The new revision of the General Instructions of the Roman Missal (GIRM), promulgated in 2000 and issued with U.S. adaptions in 2002, instructs that: “In the dioceses of the United States of America, they should kneel beginning after the singing or recitation of the Sanctus “Holy, holy, holy Lord, God of power and might…”] until after the Amen of the Eucharistic Prayer, except when prevented on occasion by reasons of health, lack of space, the large number of people present, or some other good reason. Those who do not kneel ought to make a profound bow when the priest genuflects after the consecration. The faithful kneel after the Agnus Dei “Lamb of God, you take away the sins of the world, have mercy on us…”, which is after the sign of peace] unless the Diocesan Bishop determines otherwise.”

Unless there was a darned good reason they should have been kneeling for the consecration. After the Agnus Dei there’s a bit of leeway for the Bishop to determine otherwise…

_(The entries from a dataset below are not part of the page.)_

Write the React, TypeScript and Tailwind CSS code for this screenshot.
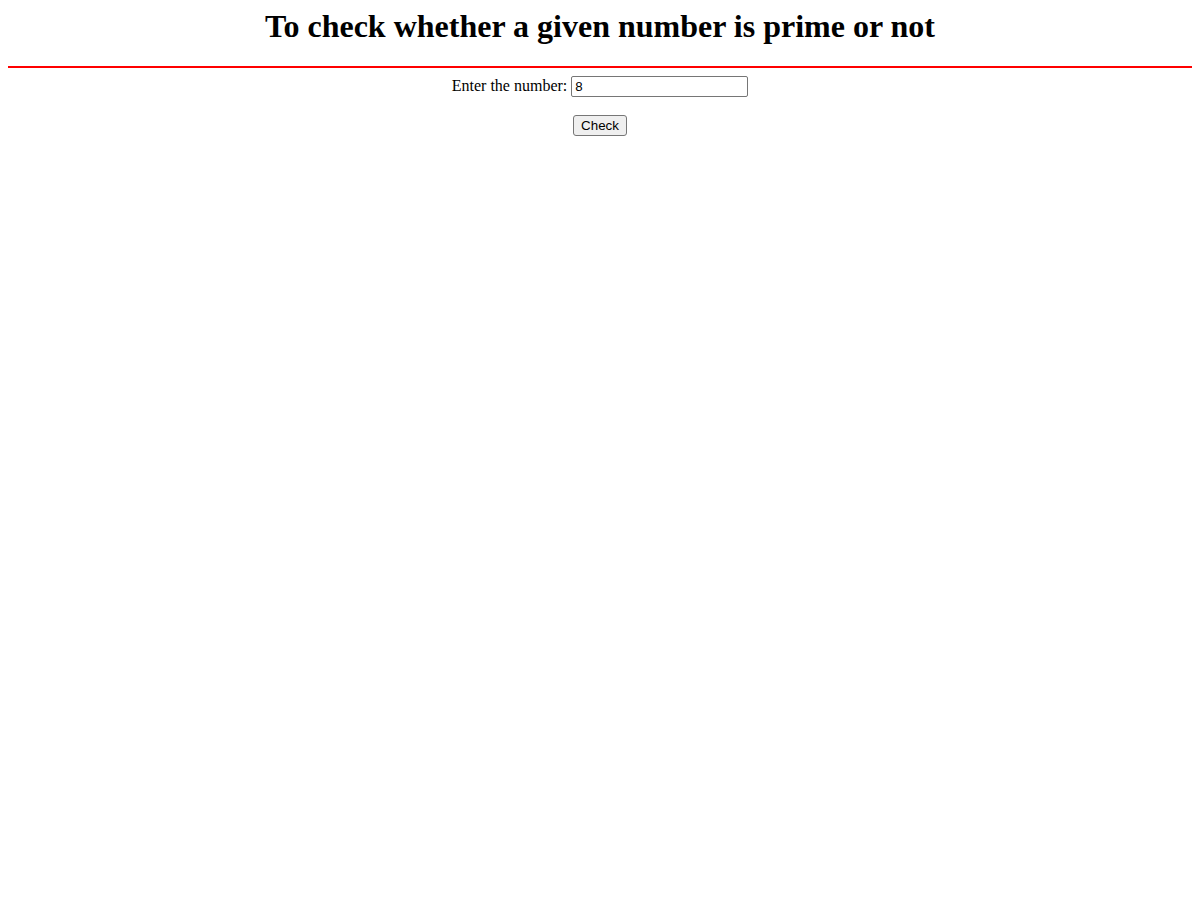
export default function App() {
  return (
    <div className="min-h-[900px] bg-white p-2 font-['Liberation_Serif',serif] text-black">
      <h1 className="text-center text-[32px] font-bold leading-[37px]">
        To check whether a given number is prime or not
      </h1>
      <div className="mt-[21px] h-[2px] w-full bg-[#ff0000]" />
      <form className="mt-2 flex flex-col items-center" onSubmit={(e) => e.preventDefault()}>
        <div className="flex items-start h-[21px]">
          <label className="text-[16px] leading-[19px]">Enter the number:</label>
          <input
            type="text"
            defaultValue="8"
            className="ml-[4px] h-[21px] w-[177px] rounded-[2px] border border-[#767676] px-[3px] font-['Liberation_Sans',Arial,sans-serif] text-[13.33px] text-black outline-none"
          />
        </div>
        <button
          type="submit"
          className="mt-[18px] h-[21px] w-[54px] rounded-[3px] border border-[#767676] bg-[#efefef] font-['Liberation_Sans',Arial,sans-serif] text-[13.33px] leading-[19px] text-black"
        >
          Check
        </button>
      </form>
    </div>
  );
}
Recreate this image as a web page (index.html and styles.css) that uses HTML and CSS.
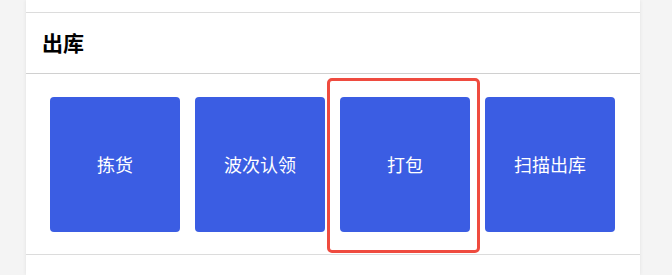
FILE: index.html
```html
<!DOCTYPE html>
<html lang="zh">
<head>
<meta charset="utf-8">
<link rel="stylesheet" href="styles.css">
</head>
<body>
<div class="panel">
  <div class="top"></div>
  <div class="header">出库</div>
  <div class="grid">
    <div class="btn">拣货</div>
    <div class="btn">波次认领</div>
    <div class="btn">打包</div>
    <div class="btn">扫描出库</div>
    <div class="highlight"></div>
  </div>
  <div class="bottom"></div>
</div>
</body>
</html>
```
FILE: styles.css
```css
html, body {
  margin: 0;
  padding: 0;
  background: #f4f4f4;
  font-family: "Noto Sans CJK SC", "Noto Sans", sans-serif;
}
.panel {
  margin-left: 26px;
  width: 614px;
  height: 275px;
  background: #fff;
  box-shadow: 0 0 4px rgba(0, 0, 0, 0.08);
}
.top {
  height: 12px;
  border-bottom: 1px solid #dcdcdc;
}
.header {
  height: 61px;
  box-sizing: border-box;
  display: flex;
  align-items: center;
  padding: 0 0 2px 16px;
  font-size: 21px;
  font-weight: bold;
  color: #000;
  border-bottom: 1px solid #d0d0d0;
}
.grid {
  position: relative;
  display: flex;
  gap: 15px;
  padding: 23px 24px 22px 24px;
  border-bottom: 1px solid #dcdcdc;
}
.btn {
  width: 130px;
  height: 135px;
  box-sizing: border-box;
  padding-bottom: 2px;
  background: #3b5de3;
  border-radius: 4px;
  color: #fff;
  font-size: 18px;
  display: flex;
  align-items: center;
  justify-content: center;
}
.highlight {
  position: absolute;
  left: 301px;
  top: 4px;
  width: 153px;
  height: 175px;
  box-sizing: border-box;
  border: 3px solid #ef4b3f;
  border-radius: 5px;
}
```
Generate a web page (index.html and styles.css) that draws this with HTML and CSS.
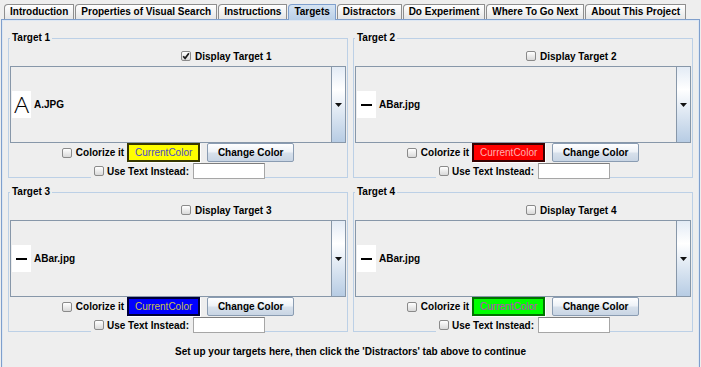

Also, NO ONE can force you to hold hands. And the Priest is NOT to leave the Sanctuary (ie step into the Nave with the people) during Mass…(unless dirceted to do so by the GIRM)

edit: I was specifically referring to the practice of “doing the rounds” during the sign of peace. Y’know, when father walks out into the Nave with a gaggle of Altar boys to shake hands with everybody in a 5mile radius…

Check out the complete GIRM:
nccbuscc.org/liturgy/current/revmissalisromanien.shtml


#5

Yes, alot of people did a big bow. We didn’t really know what to do though, but I noticed alot doing the bow. There was plenty of seating and there were kneelers. There didn’t really seem to be much of a ‘sancturary’, the priest was up and down a little stage thing in the center of the church. There was a deacon too.

Anyways I’m not an expert like alot of people here are, but I know I felt off balance throughout the Mass. I’ve seen it done a little differently elsewhere, but this was the most different I’ve seen. I would rather see more uniformaty, I think it’s not good to have all this variety, people like me get awfully distracted by it.


#6

Thank you Isidore. You are correct. Unfortunately, there are more Churches than one might think that celebrate Mass in this fashion. I attended one in the Nashville area that was very similar. I quickly found a new parish.


#7

True, and the Mass should be celebrated the same universally. However, “people” always seem to find a way to mess things up.


#8

It is my understanding that we Catholics kneel more in the North America than in Europe, for example. That the US Bishops have encouraged kneeling. My question is: wouldnt standing be more universal and appropriate, considering bad knees, etc? Also, the constant keeping up with the standing, the kneeling is a distraction from the beauty of the Mass. Any thoughts?


#9

I don’t know, but that is the decision of the Holy See and our bishops. We have a GIRM for a reason. Diverting from it is disobedience. Unfortunately, it happens a lot.


#10

The early martyrs didn’t go along with the majority.


#11

At a previous parish the pastor asked for suggestions regarding redecorating the church. We were looking at new carpeting and getting rid of a half wall at the back to increase capacity. A number of people wanted to have kneelers installed. I spoke to the pastor after the Mass when he mentioned the request, along with some others. I pointed out to him that the building had obviously been designed without kneelers and the only way to change it would be to remove all the pews and start over. This would result in fewer pews in the main body of the church and defeat the purpose of taking out the half wall. He replied that the architect who designed the church was still a member of the parish and that he (pastor) had no illusions about the cost and disruption that such a drastic change would mean. He was certainly not putting kneelers into an already crowded room.
Note that the instruction quoted earlier speaks about church buildings in the US. The reason that it does not include Europe is that there are so many churches in Europe which not only have no kneelers, but do not have seating. The congregation stands during services. The Curia seems to delight in laying down the law for those far away, but won’t dare try it on someone too close to their own front door.

Matthew


#12

I have knelt in several churches in Europe.


#13

We fold our hands and bow our heads for the Our Father, and kneel anyways when we visit a such a parish.

The parish we go to when we visit our family, it’s my family and the “old ladies” with the mantillas are the only ones kneeling.


#14

My advice, talk to the kids - tell them that you have researched it and are now sure that we are supposed to kneel during the Consecration. That next time you visit a parish, even if there are no kneelers, when Consecration begins you and your family will hit your knees.

While traveling, we have had those times when we were the only people kneeling. You really will live through it :slight_smile:


#15

Rather than having kneelers put in, perhaps soft carpeting could be installed so people can kneel comfortably.